Loved this post! I am in a position much like yourself (inching my way toward $100K net worth) and this gave me grave perspective. BRAVO on another great post!
Yup, the best thing about lifestyle choices is that they are 100% under your control, vs investment returns which are a function of the market. Its even better when you compute the pretax value that would needed to be earned to pay for that savings.
I LOVE how you so very clearly lay out how cutting expenses can make/save you the most money in the long run. As someone watching her tiny account numbers creep up almost imperceptibly, it’s a good reminder that the things I actually have control over (aka NOT the market) are the things that’ll help me most right now.
Thanks, Erin! You nailed it – focus on the things you can control and let the market do whatever it may. The best thing for you to do is increase your income and keep your spending in check 🙂
Being disciplined about how much you spend is an important part of the journey to financial independence . It doesn’t always seem like small expenditures will make a difference, but as you show above, they do.
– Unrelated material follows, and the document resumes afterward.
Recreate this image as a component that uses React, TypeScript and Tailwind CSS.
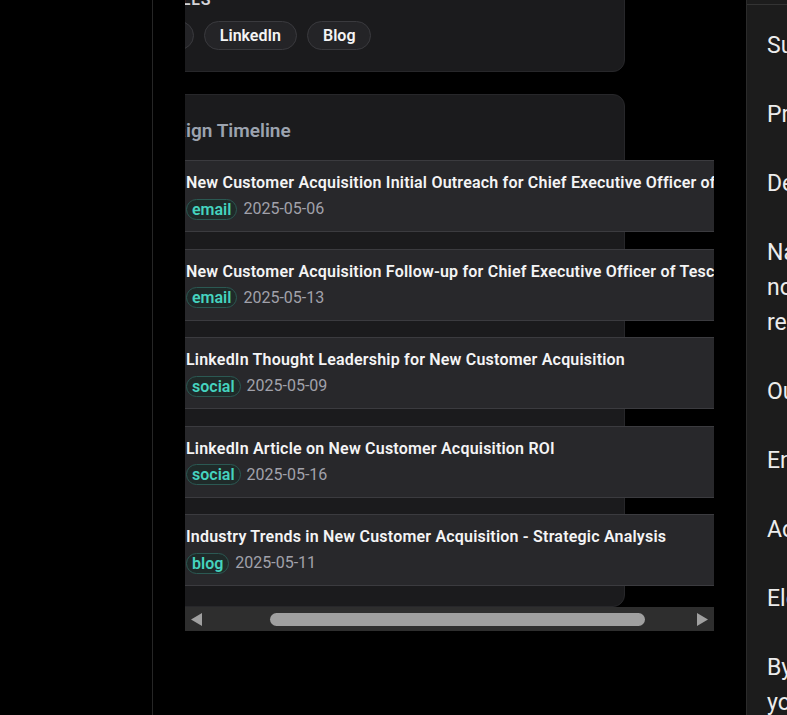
import React from "react";

type Row = { title: string; type: string; date: string };

const rows: Row[] = [
  { title: "New Customer Acquisition Initial Outreach for Chief Executive Officer of Tesco", type: "email", date: "2025-05-06" },
  { title: "New Customer Acquisition Follow-up for Chief Executive Officer of Tesco", type: "email", date: "2025-05-13" },
  { title: "LinkedIn Thought Leadership for New Customer Acquisition", type: "social", date: "2025-05-09" },
  { title: "LinkedIn Article on New Customer Acquisition ROI", type: "social", date: "2025-05-16" },
  { title: "Industry Trends in New Customer Acquisition - Strategic Analysis", type: "blog", date: "2025-05-11" },
];

const paragraphs: string[][] = [
  ["Subject: New Customer Acquisition Initial Outreach"],
  ["Preview: A quick idea for Tesco's growth team"],
  ["Dear Ken,"],
  [
    "Navigating the shift toward digital-first retail is",
    "no small task, and I noticed Tesco has been",
    "reimagining how it reaches new customers.",
  ],
  ["Our platform helps retailers turn first visits into loyal shoppers."],
  ["Enterprise teams like yours typically see results within weeks."],
  ["Accelerated onboarding keeps your team focused on growth."],
  ["Elevating every touchpoint, from first email to checkout."],
  ["By partnering with us, Tesco could reach new audiences", "your competitors are still overlooking."],
];

function Pill({ label }: { label: string }) {
  return (
    <span className="flex h-[29px] items-center rounded-full border border-[#3a3a3e] bg-[#242427] px-[15px] text-[16px] font-semibold text-[#f4f4f5]">
      {label}
    </span>
  );
}

function TimelineRow({ row }: { row: Row }) {
  return (
    <div className="border border-[#3b3b3f] bg-[#28282b] px-4 pt-3 pb-[11px]">
      <div className="whitespace-nowrap text-[16px] leading-5 font-semibold tracking-[0.2px] text-[#f4f4f5]">
        {row.title}
      </div>
      <div className="mt-[5px] flex h-[22px] items-center gap-1.5">
        <span className="rounded-full border border-[#2b5953] bg-[#1f2a29] px-[5px] text-[16px] leading-[19px] font-semibold text-[#45d3bf]">
          {row.type}
        </span>
        <span className="text-[16px] leading-[22px] text-[#a1a1aa]">{row.date}</span>
      </div>
    </div>
  );
}

export default function App() {
  return (
    <div className="flex h-[715px] w-[787px] overflow-hidden bg-black font-['Roboto',sans-serif]">
      <aside className="w-[153px] shrink-0 border-r border-[#262626]" />

      <main className="flex w-[593px] shrink-0 flex-col px-8">
        <div className="-mt-[33px] w-full overflow-hidden">
          <div className="-ml-[78px] w-[518px]">
            <section className="rounded-xl border border-[#27272a] bg-[#1b1b1d] pt-5 pr-5 pb-[21px] pl-[14px]">
              <div className="text-[16px] leading-6 font-semibold tracking-[0.85px] uppercase text-[#d4d4d8]">Channels</div>
              <div className="mt-[9px] flex gap-[10px]">
                <Pill label="Email" />
                <Pill label="LinkedIn" />
                <Pill label="Blog" />
              </div>
            </section>

            <section className="mt-[22px] rounded-xl border border-[#27272a] bg-[#1b1b1d] pt-[22px] pr-5 pb-5 pl-[18px]">
              <h2 className="text-[19px] leading-7 font-semibold text-[#9ca3af]">Campaign Timeline</h2>
              <div className="mt-[15px] ml-[43px] flex w-max flex-col gap-[16.5px]">
                {rows.map((r) => (
                  <TimelineRow key={r.title} row={r} />
                ))}
              </div>
            </section>
          </div>
        </div>

        <div className="flex h-[24px] w-full items-center bg-[#2e2e2e] px-[6px]">
          <svg width="11" height="13" viewBox="0 0 11 13" className="shrink-0">
            <polygon points="11,0 11,13 0,6.5" fill="#a0a0a0" />
          </svg>
          <div className="ml-[68px] h-[13px] w-[375px] shrink-0 rounded-full bg-[#a0a0a0]" />
          <div className="flex-1" />
          <svg width="11" height="13" viewBox="0 0 11 13" className="shrink-0">
            <polygon points="0,0 0,13 11,6.5" fill="#a0a0a0" />
          </svg>
        </div>
      </main>

      <aside className="w-[420px] shrink-0 border-l border-[#2b2b2b] bg-[#1c1c1c]">
        <div className="h-[5px] border-b border-[#333333]" />
        <div className="pt-[23px] pl-5 text-[23px] leading-[35px] text-[#ececec]">
          {paragraphs.map((p, i) => (
            <p key={i} className="mb-[34px] whitespace-nowrap">
              {p.map((line, j) => (
                <span key={j} className="block">
                  {line}
                </span>
              ))}
            </p>
          ))}
        </div>
      </aside>
    </div>
  );
}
BTW, I used to live in Cincinnati. It’s a great town and so affordable!
Agreed, Cincy is one of the more affordable cities in the midwest. It’s a great place to save money – small world 🙂
Love this post man, such a simple concept yet the graphs hammer the point home. Small lifestyle choices applied consistently over time make a huge difference.
Such a great way of explaining things and keeping it simple.
I like how the story built from paragraph to paragraph.
We should all be careful about the lifestyle choices we make. Live on less than we earn. Then save (for short-term) and invest (for long-term) the rest. After 20+ years we will acclimated a serious amount of wealth!